[Entries taken from a collection]
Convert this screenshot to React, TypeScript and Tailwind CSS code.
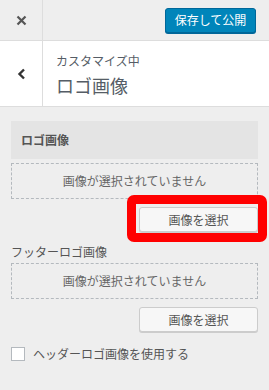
import React from "react";

const font = { fontFamily: '"Noto Sans CJK JP", "Noto Sans", sans-serif' };

function Placeholder() {
  return (
    <div className="flex h-[36px] items-center justify-center border border-dashed border-[#b4b9be] text-[12px] text-[#666]">
      画像が選択されていません
    </div>
  );
}

function SelectButton({ highlight }: { highlight?: boolean }) {
  return (
    <div className="flex justify-end">
      <div className="relative">
        {highlight && (
          <div className="absolute -left-[12px] -right-[9px] -top-[12px] -bottom-[10px] rounded-[7px] border-[9px] border-[#ff0000]" />
        )}
        <button className="relative flex h-[25px] w-[119px] items-center justify-center rounded-[3px] border border-[#ccc] bg-[#f7f7f7] text-[12px] text-[#555] shadow-[0_1px_0_#ccc]">
          画像を選択
        </button>
      </div>
    </div>
  );
}

export default function App() {
  return (
    <div className="h-[390px] w-[269px] overflow-hidden bg-[#eee]" style={font}>
      {/* top bar */}
      <div className="flex h-[41px] items-center border-b border-[#ddd] bg-[#eee]">
        <div className="flex h-full w-[43px] items-center justify-center border-r border-[#ddd]">
          <svg width="11" height="11" viewBox="0 0 11 11">
            <path d="M1.5 1.5 L9.5 9.5 M9.5 1.5 L1.5 9.5" stroke="#555" strokeWidth="2.2" />
          </svg>
        </div>
        <button className="ml-auto mr-[13px] flex h-[25px] w-[91px] items-center justify-center rounded-[3px] border border-[#006799] bg-[#0085ba] text-[12px] text-white shadow-[0_1px_0_#006799]">
          保存して公開
        </button>
      </div>

      {/* section title */}
      <div className="flex h-[66px] border-b border-[#ddd] bg-white">
        <div className="flex w-[43px] items-center justify-center border-r border-[#ddd]">
          <svg width="9" height="12" viewBox="0 0 9 12">
            <path d="M7 1.5 L2.5 6 L7 10.5" stroke="#333" strokeWidth="2.4" fill="none" />
          </svg>
        </div>
        <div className="flex flex-col pl-[13px] pt-[10px]">
          <span className="text-[12px] leading-[19px] text-[#555d66]">カスタマイズ中</span>
          <span className="text-[18px] leading-[31px] text-[#555d66]">ロゴ画像</span>
        </div>
      </div>

      {/* controls */}
      <div className="px-[11px] pt-[14px]">
        <div className="flex h-[38px] items-center bg-[#e4e4e4] pl-[10px] text-[12px] font-bold text-[#555]">
          ロゴ画像
        </div>
        <div className="mt-[4px]">
          <Placeholder />
        </div>
        <div className="mt-[8px]">
          <SelectButton highlight />
        </div>

        <div className="mt-[10px] text-[12px] leading-[20px] text-[#555]">フッターロゴ画像</div>
        <div className="mt-[1px]">
          <Placeholder />
        </div>
        <div className="mt-[8px]">
          <SelectButton />
        </div>

        <label className="mt-[13px] flex items-center gap-[8px] text-[12px] text-[#555]">
          <span className="h-[14px] w-[14px] border border-[#b4b9be] bg-white" />
          ヘッダーロゴ画像を使用する
        </label>
      </div>
    </div>
  );
}
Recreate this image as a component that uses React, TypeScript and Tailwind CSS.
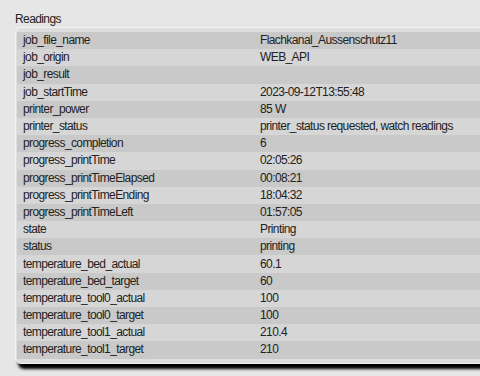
const readings: [string, string][] = [
  ["job_file_name", "Flachkanal_Aussenschutz11"],
  ["job_origin", "WEB_API"],
  ["job_result", ""],
  ["job_startTime", "2023-09-12T13:55:48"],
  ["printer_power", "85 W"],
  ["printer_status", "printer_status requested, watch readings"],
  ["progress_completion", "6"],
  ["progress_printTime", "02:05:26"],
  ["progress_printTimeElapsed", "00:08:21"],
  ["progress_printTimeEnding", "18:04:32"],
  ["progress_printTimeLeft", "01:57:05"],
  ["state", "Printing"],
  ["status", "printing"],
  ["temperature_bed_actual", "60.1"],
  ["temperature_bed_target", "60"],
  ["temperature_tool0_actual", "100"],
  ["temperature_tool0_target", "100"],
  ["temperature_tool1_actual", "210.4"],
  ["temperature_tool1_target", "210"],
];

export default function App() {
  return (
    <div className="h-[376px] w-[480px] overflow-hidden bg-[#e6e6e6] pt-[12px] pl-[15px] font-['Liberation_Sans',Arial,sans-serif] text-[12px] tracking-[-0.6px] text-[#222]">
      <div className="leading-[15px]">Readings</div>
      <div className="mr-[-30px] rounded-[6px] border border-[#f3f3f3] bg-[#dedede] pt-[4px] pb-[4px] pl-[1px] shadow-[3px_5px_3px_#000]">
        {readings.map(([name, value], i) => (
          <div
            key={name}
            className={
              i % 2 === 0
                ? "grid h-[17.2px] grid-cols-[237px_1fr] items-center bg-[#c9c9c9] leading-[15px]"
                : "grid h-[17.2px] grid-cols-[237px_1fr] items-center bg-[#d6d6d6] leading-[15px]"
            }
          >
            <span className="pl-[6px]">{name}</span>
            <span className="pl-[6px] whitespace-nowrap">{value}</span>
          </div>
        ))}
      </div>
    </div>
  );
}
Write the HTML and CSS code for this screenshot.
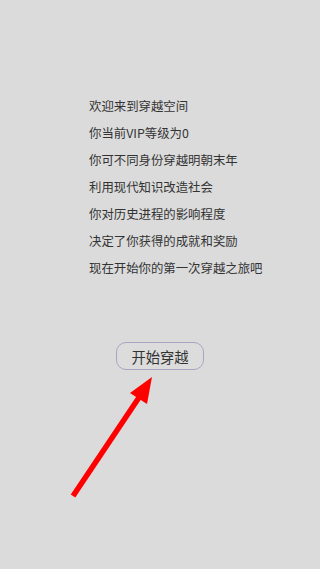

## What is needed:
Repeat the material exactly as it reads, without any of its pictures.

## Full solution:
Convert this screenshot to React, TypeScript and Tailwind CSS code.
import React from "react";

const font = { fontFamily: '"Noto Sans CJK JP", "Noto Sans", sans-serif' };

function Placeholder() {
  return (
    <div className="flex h-[36px] items-center justify-center border border-dashed border-[#b4b9be] text-[12px] text-[#666]">
      画像が選択されていません
    </div>
  );
}

function SelectButton({ highlight }: { highlight?: boolean }) {
  return (
    <div className="flex justify-end">
      <div className="relative">
        {highlight && (
          <div className="absolute -left-[12px] -right-[9px] -top-[12px] -bottom-[10px] rounded-[7px] border-[9px] border-[#ff0000]" />
        )}
        <button className="relative flex h-[25px] w-[119px] items-center justify-center rounded-[3px] border border-[#ccc] bg-[#f7f7f7] text-[12px] text-[#555] shadow-[0_1px_0_#ccc]">
          画像を選択
        </button>
      </div>
    </div>
  );
}

export default function App() {
  return (
    <div className="h-[390px] w-[269px] overflow-hidden bg-[#eee]" style={font}>
      {/* top bar */}
      <div className="flex h-[41px] items-center border-b border-[#ddd] bg-[#eee]">
        <div className="flex h-full w-[43px] items-center justify-center border-r border-[#ddd]">
          <svg width="11" height="11" viewBox="0 0 11 11">
            <path d="M1.5 1.5 L9.5 9.5 M9.5 1.5 L1.5 9.5" stroke="#555" strokeWidth="2.2" />
          </svg>
        </div>
        <button className="ml-auto mr-[13px] flex h-[25px] w-[91px] items-center justify-center rounded-[3px] border border-[#006799] bg-[#0085ba] text-[12px] text-white shadow-[0_1px_0_#006799]">
          保存して公開
        </button>
      </div>

      {/* section title */}
      <div className="flex h-[66px] border-b border-[#ddd] bg-white">
        <div className="flex w-[43px] items-center justify-center border-r border-[#ddd]">
          <svg width="9" height="12" viewBox="0 0 9 12">
            <path d="M7 1.5 L2.5 6 L7 10.5" stroke="#333" strokeWidth="2.4" fill="none" />
          </svg>
        </div>
        <div className="flex flex-col pl-[13px] pt-[10px]">
          <span className="text-[12px] leading-[19px] text-[#555d66]">カスタマイズ中</span>
          <span className="text-[18px] leading-[31px] text-[#555d66]">ロゴ画像</span>
        </div>
      </div>

      {/* controls */}
      <div className="px-[11px] pt-[14px]">
        <div className="flex h-[38px] items-center bg-[#e4e4e4] pl-[10px] text-[12px] font-bold text-[#555]">
          ロゴ画像
        </div>
        <div className="mt-[4px]">
          <Placeholder />
        </div>
        <div className="mt-[8px]">
          <SelectButton highlight />
        </div>

        <div className="mt-[10px] text-[12px] leading-[20px] text-[#555]">フッターロゴ画像</div>
        <div className="mt-[1px]">
          <Placeholder />
        </div>
        <div className="mt-[8px]">
          <SelectButton />
        </div>

        <label className="mt-[13px] flex items-center gap-[8px] text-[12px] text-[#555]">
          <span className="h-[14px] w-[14px] border border-[#b4b9be] bg-white" />
          ヘッダーロゴ画像を使用する
        </label>
      </div>
    </div>
  );
}
Recreate this image as a component that uses React, TypeScript and Tailwind CSS.
const readings: [string, string][] = [
  ["job_file_name", "Flachkanal_Aussenschutz11"],
  ["job_origin", "WEB_API"],
  ["job_result", ""],
  ["job_startTime", "2023-09-12T13:55:48"],
  ["printer_power", "85 W"],
  ["printer_status", "printer_status requested, watch readings"],
  ["progress_completion", "6"],
  ["progress_printTime", "02:05:26"],
  ["progress_printTimeElapsed", "00:08:21"],
  ["progress_printTimeEnding", "18:04:32"],
  ["progress_printTimeLeft", "01:57:05"],
  ["state", "Printing"],
  ["status", "printing"],
  ["temperature_bed_actual", "60.1"],
  ["temperature_bed_target", "60"],
  ["temperature_tool0_actual", "100"],
  ["temperature_tool0_target", "100"],
  ["temperature_tool1_actual", "210.4"],
  ["temperature_tool1_target", "210"],
];

export default function App() {
  return (
    <div className="h-[376px] w-[480px] overflow-hidden bg-[#e6e6e6] pt-[12px] pl-[15px] font-['Liberation_Sans',Arial,sans-serif] text-[12px] tracking-[-0.6px] text-[#222]">
      <div className="leading-[15px]">Readings</div>
      <div className="mr-[-30px] rounded-[6px] border border-[#f3f3f3] bg-[#dedede] pt-[4px] pb-[4px] pl-[1px] shadow-[3px_5px_3px_#000]">
        {readings.map(([name, value], i) => (
          <div
            key={name}
            className={
              i % 2 === 0
                ? "grid h-[17.2px] grid-cols-[237px_1fr] items-center bg-[#c9c9c9] leading-[15px]"
                : "grid h-[17.2px] grid-cols-[237px_1fr] items-center bg-[#d6d6d6] leading-[15px]"
            }
          >
            <span className="pl-[6px]">{name}</span>
            <span className="pl-[6px] whitespace-nowrap">{value}</span>
          </div>
        ))}
      </div>
    </div>
  );
}
Write the HTML and CSS code for this screenshot.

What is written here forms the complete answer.